[start]
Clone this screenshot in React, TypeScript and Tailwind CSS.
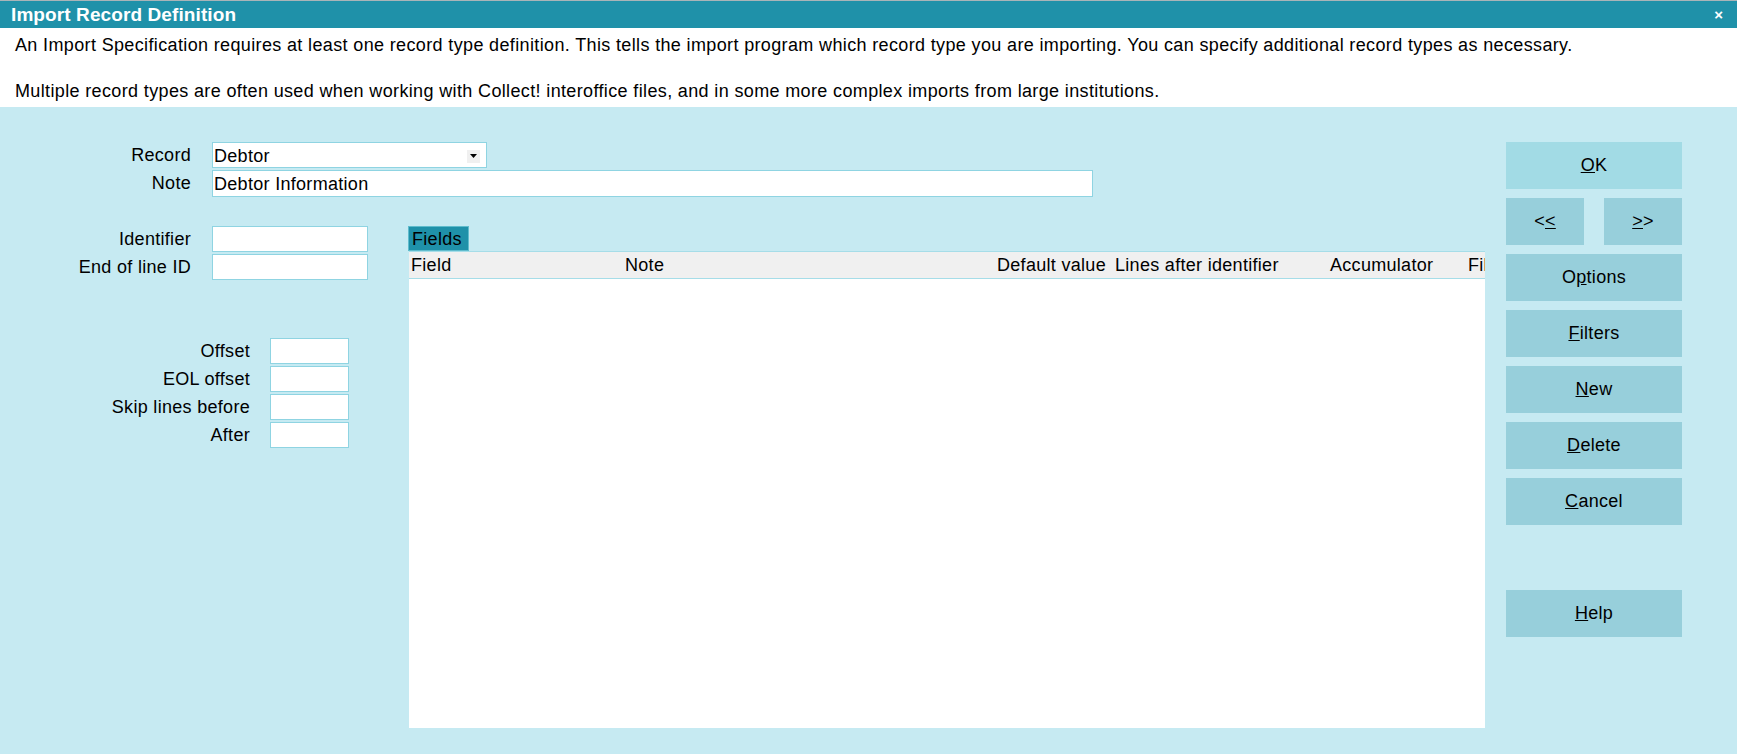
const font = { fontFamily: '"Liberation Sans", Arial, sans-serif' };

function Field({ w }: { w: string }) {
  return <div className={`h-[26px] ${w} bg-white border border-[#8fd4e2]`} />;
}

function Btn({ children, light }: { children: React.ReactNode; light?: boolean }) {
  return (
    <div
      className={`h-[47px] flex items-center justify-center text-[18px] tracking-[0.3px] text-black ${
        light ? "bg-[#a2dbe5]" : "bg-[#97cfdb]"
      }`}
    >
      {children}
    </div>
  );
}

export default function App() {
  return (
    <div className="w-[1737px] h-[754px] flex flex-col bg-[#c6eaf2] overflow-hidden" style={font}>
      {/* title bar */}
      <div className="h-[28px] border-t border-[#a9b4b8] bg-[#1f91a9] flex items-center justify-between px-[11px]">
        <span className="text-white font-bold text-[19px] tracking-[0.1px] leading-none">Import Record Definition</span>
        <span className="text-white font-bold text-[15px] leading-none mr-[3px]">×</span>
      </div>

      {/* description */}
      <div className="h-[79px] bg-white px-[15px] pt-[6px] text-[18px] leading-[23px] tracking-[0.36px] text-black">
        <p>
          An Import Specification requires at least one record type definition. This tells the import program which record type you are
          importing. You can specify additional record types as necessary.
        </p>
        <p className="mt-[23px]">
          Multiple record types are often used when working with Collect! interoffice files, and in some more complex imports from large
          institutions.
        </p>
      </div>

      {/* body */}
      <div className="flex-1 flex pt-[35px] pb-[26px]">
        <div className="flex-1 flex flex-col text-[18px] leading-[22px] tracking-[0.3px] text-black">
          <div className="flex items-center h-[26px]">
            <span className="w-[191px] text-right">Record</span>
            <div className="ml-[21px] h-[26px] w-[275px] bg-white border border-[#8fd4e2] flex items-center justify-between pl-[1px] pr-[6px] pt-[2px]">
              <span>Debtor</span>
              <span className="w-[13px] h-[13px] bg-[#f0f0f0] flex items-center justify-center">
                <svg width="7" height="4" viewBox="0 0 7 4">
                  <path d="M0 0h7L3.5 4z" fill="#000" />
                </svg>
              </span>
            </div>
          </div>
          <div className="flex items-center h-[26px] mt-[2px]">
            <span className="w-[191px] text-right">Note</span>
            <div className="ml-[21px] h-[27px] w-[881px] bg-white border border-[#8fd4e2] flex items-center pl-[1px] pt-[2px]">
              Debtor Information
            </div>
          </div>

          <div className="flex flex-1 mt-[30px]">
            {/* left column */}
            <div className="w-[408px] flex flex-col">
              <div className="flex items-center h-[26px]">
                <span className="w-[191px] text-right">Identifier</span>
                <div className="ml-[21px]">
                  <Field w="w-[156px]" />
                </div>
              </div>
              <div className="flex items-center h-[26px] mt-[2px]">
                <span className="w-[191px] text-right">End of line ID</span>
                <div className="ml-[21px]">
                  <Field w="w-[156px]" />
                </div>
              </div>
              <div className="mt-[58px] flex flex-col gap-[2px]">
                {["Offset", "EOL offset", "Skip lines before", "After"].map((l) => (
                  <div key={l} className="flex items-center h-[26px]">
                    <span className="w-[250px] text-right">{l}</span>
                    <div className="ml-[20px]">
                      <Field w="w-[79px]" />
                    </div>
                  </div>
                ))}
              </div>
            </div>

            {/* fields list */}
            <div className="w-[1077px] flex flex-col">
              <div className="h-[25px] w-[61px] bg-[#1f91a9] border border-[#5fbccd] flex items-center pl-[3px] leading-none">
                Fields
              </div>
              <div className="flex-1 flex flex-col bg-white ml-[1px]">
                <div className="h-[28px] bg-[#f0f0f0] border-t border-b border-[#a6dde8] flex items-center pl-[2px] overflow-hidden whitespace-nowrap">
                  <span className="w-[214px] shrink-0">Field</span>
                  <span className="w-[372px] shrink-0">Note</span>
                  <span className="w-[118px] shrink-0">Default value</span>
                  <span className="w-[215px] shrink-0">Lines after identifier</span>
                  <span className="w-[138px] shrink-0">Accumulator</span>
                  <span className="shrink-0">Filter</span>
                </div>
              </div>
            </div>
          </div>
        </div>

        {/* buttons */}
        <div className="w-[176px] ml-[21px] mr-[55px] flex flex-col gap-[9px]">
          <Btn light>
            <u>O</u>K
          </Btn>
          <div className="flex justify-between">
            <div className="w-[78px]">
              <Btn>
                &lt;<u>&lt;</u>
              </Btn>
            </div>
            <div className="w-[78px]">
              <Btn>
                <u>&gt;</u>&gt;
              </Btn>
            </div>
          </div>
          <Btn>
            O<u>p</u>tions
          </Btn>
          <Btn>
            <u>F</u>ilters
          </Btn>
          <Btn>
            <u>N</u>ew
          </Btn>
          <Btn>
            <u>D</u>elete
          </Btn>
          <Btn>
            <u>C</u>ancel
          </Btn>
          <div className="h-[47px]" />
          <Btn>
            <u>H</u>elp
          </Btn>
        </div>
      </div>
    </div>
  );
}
[end]
What to do: Write out the data precisely as given, excluding the pictures.

Result of this exercise:
Clone this screenshot in React, TypeScript and Tailwind CSS.
const font = { fontFamily: '"Liberation Sans", Arial, sans-serif' };

function Field({ w }: { w: string }) {
  return <div className={`h-[26px] ${w} bg-white border border-[#8fd4e2]`} />;
}

function Btn({ children, light }: { children: React.ReactNode; light?: boolean }) {
  return (
    <div
      className={`h-[47px] flex items-center justify-center text-[18px] tracking-[0.3px] text-black ${
        light ? "bg-[#a2dbe5]" : "bg-[#97cfdb]"
      }`}
    >
      {children}
    </div>
  );
}

export default function App() {
  return (
    <div className="w-[1737px] h-[754px] flex flex-col bg-[#c6eaf2] overflow-hidden" style={font}>
      {/* title bar */}
      <div className="h-[28px] border-t border-[#a9b4b8] bg-[#1f91a9] flex items-center justify-between px-[11px]">
        <span className="text-white font-bold text-[19px] tracking-[0.1px] leading-none">Import Record Definition</span>
        <span className="text-white font-bold text-[15px] leading-none mr-[3px]">×</span>
      </div>

      {/* description */}
      <div className="h-[79px] bg-white px-[15px] pt-[6px] text-[18px] leading-[23px] tracking-[0.36px] text-black">
        <p>
          An Import Specification requires at least one record type definition. This tells the import program which record type you are
          importing. You can specify additional record types as necessary.
        </p>
        <p className="mt-[23px]">
          Multiple record types are often used when working with Collect! interoffice files, and in some more complex imports from large
          institutions.
        </p>
      </div>

      {/* body */}
      <div className="flex-1 flex pt-[35px] pb-[26px]">
        <div className="flex-1 flex flex-col text-[18px] leading-[22px] tracking-[0.3px] text-black">
          <div className="flex items-center h-[26px]">
            <span className="w-[191px] text-right">Record</span>
            <div className="ml-[21px] h-[26px] w-[275px] bg-white border border-[#8fd4e2] flex items-center justify-between pl-[1px] pr-[6px] pt-[2px]">
              <span>Debtor</span>
              <span className="w-[13px] h-[13px] bg-[#f0f0f0] flex items-center justify-center">
                <svg width="7" height="4" viewBox="0 0 7 4">
                  <path d="M0 0h7L3.5 4z" fill="#000" />
                </svg>
              </span>
            </div>
          </div>
          <div className="flex items-center h-[26px] mt-[2px]">
            <span className="w-[191px] text-right">Note</span>
            <div className="ml-[21px] h-[27px] w-[881px] bg-white border border-[#8fd4e2] flex items-center pl-[1px] pt-[2px]">
              Debtor Information
            </div>
          </div>

          <div className="flex flex-1 mt-[30px]">
            {/* left column */}
            <div className="w-[408px] flex flex-col">
              <div className="flex items-center h-[26px]">
                <span className="w-[191px] text-right">Identifier</span>
                <div className="ml-[21px]">
                  <Field w="w-[156px]" />
                </div>
              </div>
              <div className="flex items-center h-[26px] mt-[2px]">
                <span className="w-[191px] text-right">End of line ID</span>
                <div className="ml-[21px]">
                  <Field w="w-[156px]" />
                </div>
              </div>
              <div className="mt-[58px] flex flex-col gap-[2px]">
                {["Offset", "EOL offset", "Skip lines before", "After"].map((l) => (
                  <div key={l} className="flex items-center h-[26px]">
                    <span className="w-[250px] text-right">{l}</span>
                    <div className="ml-[20px]">
                      <Field w="w-[79px]" />
                    </div>
                  </div>
                ))}
              </div>
            </div>

            {/* fields list */}
            <div className="w-[1077px] flex flex-col">
              <div className="h-[25px] w-[61px] bg-[#1f91a9] border border-[#5fbccd] flex items-center pl-[3px] leading-none">
                Fields
              </div>
              <div className="flex-1 flex flex-col bg-white ml-[1px]">
                <div className="h-[28px] bg-[#f0f0f0] border-t border-b border-[#a6dde8] flex items-center pl-[2px] overflow-hidden whitespace-nowrap">
                  <span className="w-[214px] shrink-0">Field</span>
                  <span className="w-[372px] shrink-0">Note</span>
                  <span className="w-[118px] shrink-0">Default value</span>
                  <span className="w-[215px] shrink-0">Lines after identifier</span>
                  <span className="w-[138px] shrink-0">Accumulator</span>
                  <span className="shrink-0">Filter</span>
                </div>
              </div>
            </div>
          </div>
        </div>

        {/* buttons */}
        <div className="w-[176px] ml-[21px] mr-[55px] flex flex-col gap-[9px]">
          <Btn light>
            <u>O</u>K
          </Btn>
          <div className="flex justify-between">
            <div className="w-[78px]">
              <Btn>
                &lt;<u>&lt;</u>
              </Btn>
            </div>
            <div className="w-[78px]">
              <Btn>
                <u>&gt;</u>&gt;
              </Btn>
            </div>
          </div>
          <Btn>
            O<u>p</u>tions
          </Btn>
          <Btn>
            <u>F</u>ilters
          </Btn>
          <Btn>
            <u>N</u>ew
          </Btn>
          <Btn>
            <u>D</u>elete
          </Btn>
          <Btn>
            <u>C</u>ancel
          </Btn>
          <div className="h-[47px]" />
          <Btn>
            <u>H</u>elp
          </Btn>
        </div>
      </div>
    </div>
  );
}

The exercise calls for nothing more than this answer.